ヒラリー・クリントン国務長官 退任演説(抜粋)


「ここにさまざまな人権があり、我々の民主主義へのサポート、及び法制度があり、権力があり、そして我々が無視してはならないさまざまな価値観があります。前世紀において、アメリカ合衆国はその人民にユニバーサルな権利があり、政府にはそれを守る義務があるということで知られ、世界をリードしてきました。しかし現在は、我々自身を今日成長しつつあるさまざまな闘いの最前線に置かなければなりません。それは世界中のLBGTコミュニティや宗教的マイノリティなど、どこであれ、何者であれそれを守るために闘わないといけないものです。しかし、すべての国々が地域的なものであれ、世界的な規模であれ、人権が侵され法の支配が弱体化するときに平和が脅かされているのは偶然ではありません。

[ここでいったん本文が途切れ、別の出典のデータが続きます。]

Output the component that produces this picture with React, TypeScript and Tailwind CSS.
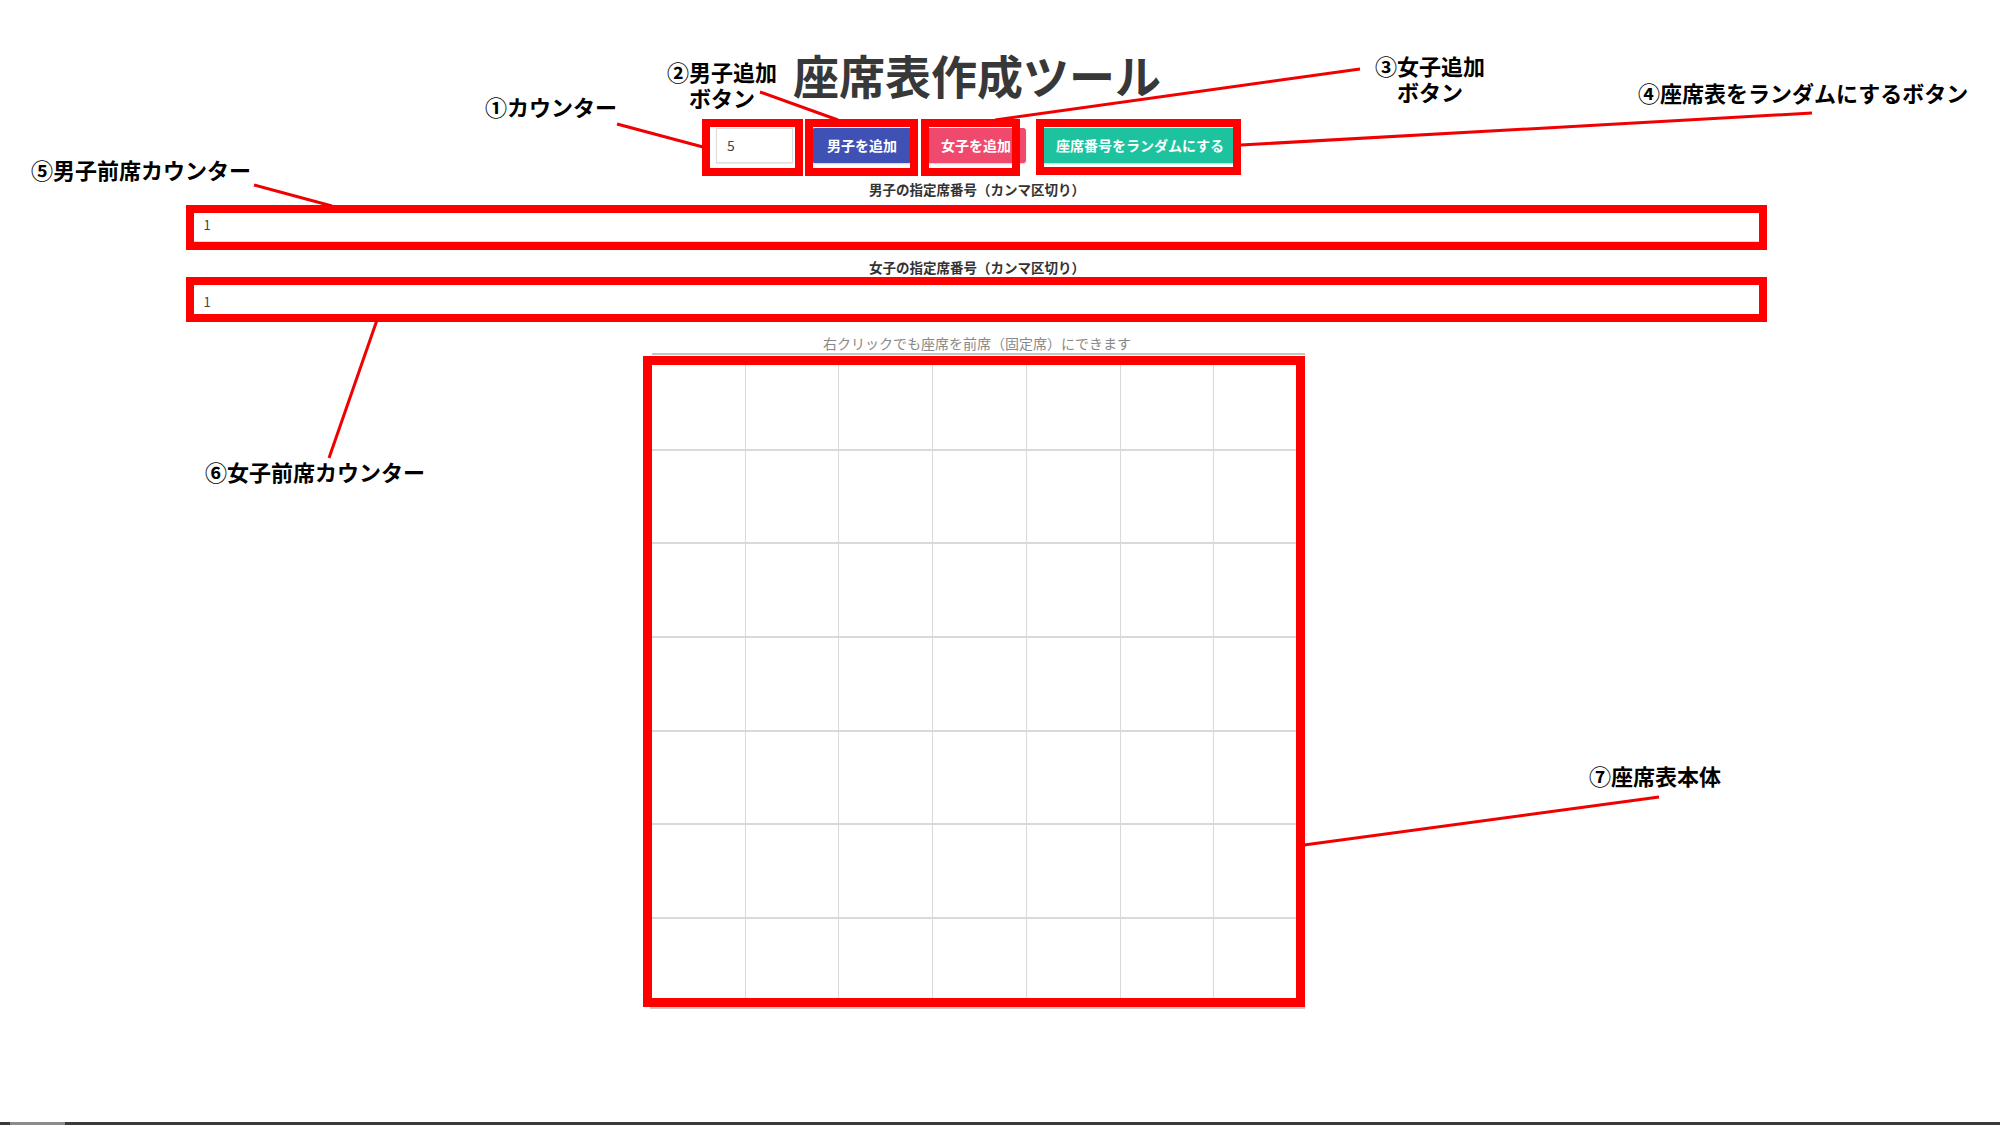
const COLS = 7;
const ROWS = 7;

// annotation boxes drawn over the screenshot: outer edges + stroke thickness
const BOXES = [
  { x0: 702, y0: 119, x1: 803, y1: 176, t: 8 },
  { x0: 805, y0: 119, x1: 918, y1: 176, t: 8 },
  { x0: 921, y0: 119, x1: 1020, y1: 176, t: 8 },
  { x0: 1036, y0: 119, x1: 1241, y1: 175, t: 8 },
  { x0: 186, y0: 205, x1: 1767, y1: 250, t: 8 },
  { x0: 186, y0: 277, x1: 1767, y1: 322, t: 8 },
  { x0: 643, y0: 356, x1: 1305, y1: 1007, t: 9 },
];

const LEADERS: [number, number, number, number][] = [
  [617, 124, 703, 147],
  [760, 92, 838, 120],
  [1360, 69, 995, 120],
  [1812, 113, 1241, 145],
  [254, 185, 332, 206],
  [377, 320, 329, 458],
  [1659, 797, 1304, 845],
];

export default function App() {
  return (
    <div className="relative flex h-[1125px] w-[2000px] flex-col overflow-hidden bg-white font-['Noto_Sans_CJK_JP',sans-serif]">
      <main className="flex w-[1954px] flex-col items-center">
        <h1 className="mt-[46px] text-[46px] leading-[56px] font-bold text-[#383838]">
          座席表作成ツール
        </h1>

        <div className="mt-[26px] flex h-[35px] items-stretch pl-[2px]">
          <input
            className="w-[77px] border border-[#dcdcdc] px-[10px] text-[14px] text-[#444] shadow-[0_1px_1px_rgba(0,0,0,0.08)] outline-none"
            value="5"
            readOnly
          />
          <SeatButton className="ml-[19px] w-[100px] bg-[#3f51b5]">男子を追加</SeatButton>
          <SeatButton className="ml-[14px] w-[100px] bg-[#ef4a6d]">女子を追加</SeatButton>
          <SeatButton className="ml-[14px] w-[200px] bg-[#1dc39f]">
            座席番号をランダムにする
          </SeatButton>
        </div>

        <p className="mt-[16px] text-[13.5px] leading-[20px] font-bold text-[#333]">
          男子の指定席番号（カンマ区切り）
        </p>
        <SeatInput className="mt-[8px] h-[35px]" />

        <p className="mt-[15px] text-[13.5px] leading-[20px] font-bold text-[#333]">
          女子の指定席番号（カンマ区切り）
        </p>
        <SeatInput className="mt-[7px] h-[34px]" />

        <p className="mt-[15px] text-[14px] leading-[20px] text-[#888]">
          右クリックでも座席を前席（固定席）にできます
        </p>

        {/* seat grid: clipped where the screenshot cuts it off */}
        <div className="ml-[3px] h-[654px] w-[653px] overflow-hidden border-t-2 border-[#c4c4c4] pt-[2px]">
          <div className="grid w-[656px] grid-cols-7">
            {Array.from({ length: ROWS * COLS }, (_, i) => (
              <div
                key={i}
                className={`h-[93.7px] border-[#d9d9d9] ${
                  i % COLS === COLS - 1 ? 'border-r-0' : 'border-r'
                } ${i >= (ROWS - 1) * COLS ? 'border-b-0' : 'border-b-2'}`}
              />
            ))}
          </div>
        </div>
      </main>

      <div className="mt-auto flex h-[3px] w-full bg-[#3a3a3a]">
        <div className="ml-[10px] h-full w-[55px] bg-[#8c8c8c]" />
      </div>

      <Annotations />
    </div>
  );
}

function SeatButton({ className, children }: { className: string; children: string }) {
  return (
    <button
      className={`flex items-center justify-center rounded-[3px] text-[14px] font-bold text-white shadow-[0_1px_2px_rgba(0,0,0,0.2)] ${className}`}
    >
      {children}
    </button>
  );
}

function SeatInput({ className }: { className: string }) {
  return (
    <input
      className={`w-[1573px] border border-[#dcdcdc] pl-[12px] text-[13px] text-[#444] outline-none ${className}`}
      value="1"
      readOnly
    />
  );
}

function Annotations() {
  return (
    <div className="pointer-events-none absolute inset-0 text-[22px] leading-[26px] font-bold text-black">
      <svg className="absolute inset-0" width={2000} height={1125}>
        <rect x={650} y={1007} width={655} height={2} fill="#c8c8c8" />
        {BOXES.map((b, i) => (
          <rect
            key={i}
            x={b.x0 + b.t / 2}
            y={b.y0 + b.t / 2}
            width={b.x1 - b.x0 - b.t}
            height={b.y1 - b.y0 - b.t}
            fill="none"
            stroke="#ff0000"
            strokeWidth={b.t}
          />
        ))}
        {LEADERS.map(([x1, y1, x2, y2], i) => (
          <line key={i} x1={x1} y1={y1} x2={x2} y2={y2} stroke="#f00000" strokeWidth={3} />
        ))}
      </svg>

      <div className="absolute top-[93px] left-[485px]">①カウンター</div>
      <div className="absolute top-[58px] left-[662px] w-[120px] text-center">
        ②男子追加
        <br />
        ボタン
      </div>
      <div className="absolute top-[52px] left-[1370px] w-[120px] text-center">
        ③女子追加
        <br />
        ボタン
      </div>
      <div className="absolute top-[79px] left-[1638px]">④座席表をランダムにするボタン</div>
      <div className="absolute top-[156px] left-[31px]">⑤男子前席カウンター</div>
      <div className="absolute top-[458px] left-[205px]">⑥女子前席カウンター</div>
      <div className="absolute top-[762px] left-[1589px]">⑦座席表本体</div>
    </div>
  );
}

より具体的にいえば、女性や少女たちが“二等”の存在であるとされ、たいして重要ではない人間であるとされている場所があります。 パキスタンの若きマララ・ユサフザイさんに聞いてみたらいかがでしょう。もはや学校に行くこともできず、恐怖のなかで暮らすマリ北部で暮らす女性たちに聞いてみてください。 東コンゴで戦闘の武器として使われ、レイプに耐えながら暮らす女性たちに聞いてみてください。

そしてこれが、私が今日短く強調してみせたことの最後の一例です。なぜならば、すでに陪審は下され、すべての証拠は完全に明白の余地なく揃っている以上、世界中のどこへ行っても女性と少女たちが男性と等しく同じ権利と尊厳、そして機会を得られるならば、我々はどこへ行っても政治的及び経済的な成長を目の当たりにするだろうということです。ですからこれはただ単にモラルの問題だけではありません。もちろん、そういった部分もありますが……。これは経済的な問題であり、防衛的な問題であり、21世紀におけるまだ終わらぬ仕事です。ですから、この問題はアメリカの外交政策の中心となるべき問題なのです。

私が国務長官に就任していちばん最初に行ったことといえば、 the Office of Global Women's Issues(米国政府内における女性問題担当部門)をメランヌ・ヴェルヴィエの下に置いたことです。そして非常に喜ばしいことに、昨日、オバマ大統領がこの部門を永久に政府内に設置するというメモランダムにサインしました。

過去4年間に我々が成し遂げたこと――(拍手起こる)―― ありがとうございます。過去4年間に、我々は国連における平和と安全を構築しようとする女性たちへの差別廃絶に対して大きな取り組みを行いました。そのことで、リベリアなど多くの国々で成果を見ることができました。我々はエジプト、チュニジア、そしてリビアの元首たちに女性たちを市民として平等に認め、それに対して重要な取り組みを行うよう示唆してきました。 我々は仕事を作り出し、成長を促す世界中の女性起業家たちをサポートしています。

テクノロジー、発展、人権、女性問題。私は現在、多くの専門家たちがこのリストを聞いて、『それは全部少しソフトな問題じゃないのか? ほかのもっとハードな問題について取り組むべきなのでは?』というのが聞こえます。それは、間違った選択です。我々は双方を必要としていますし、誰もそれ以外の考えをするべきではないのです。」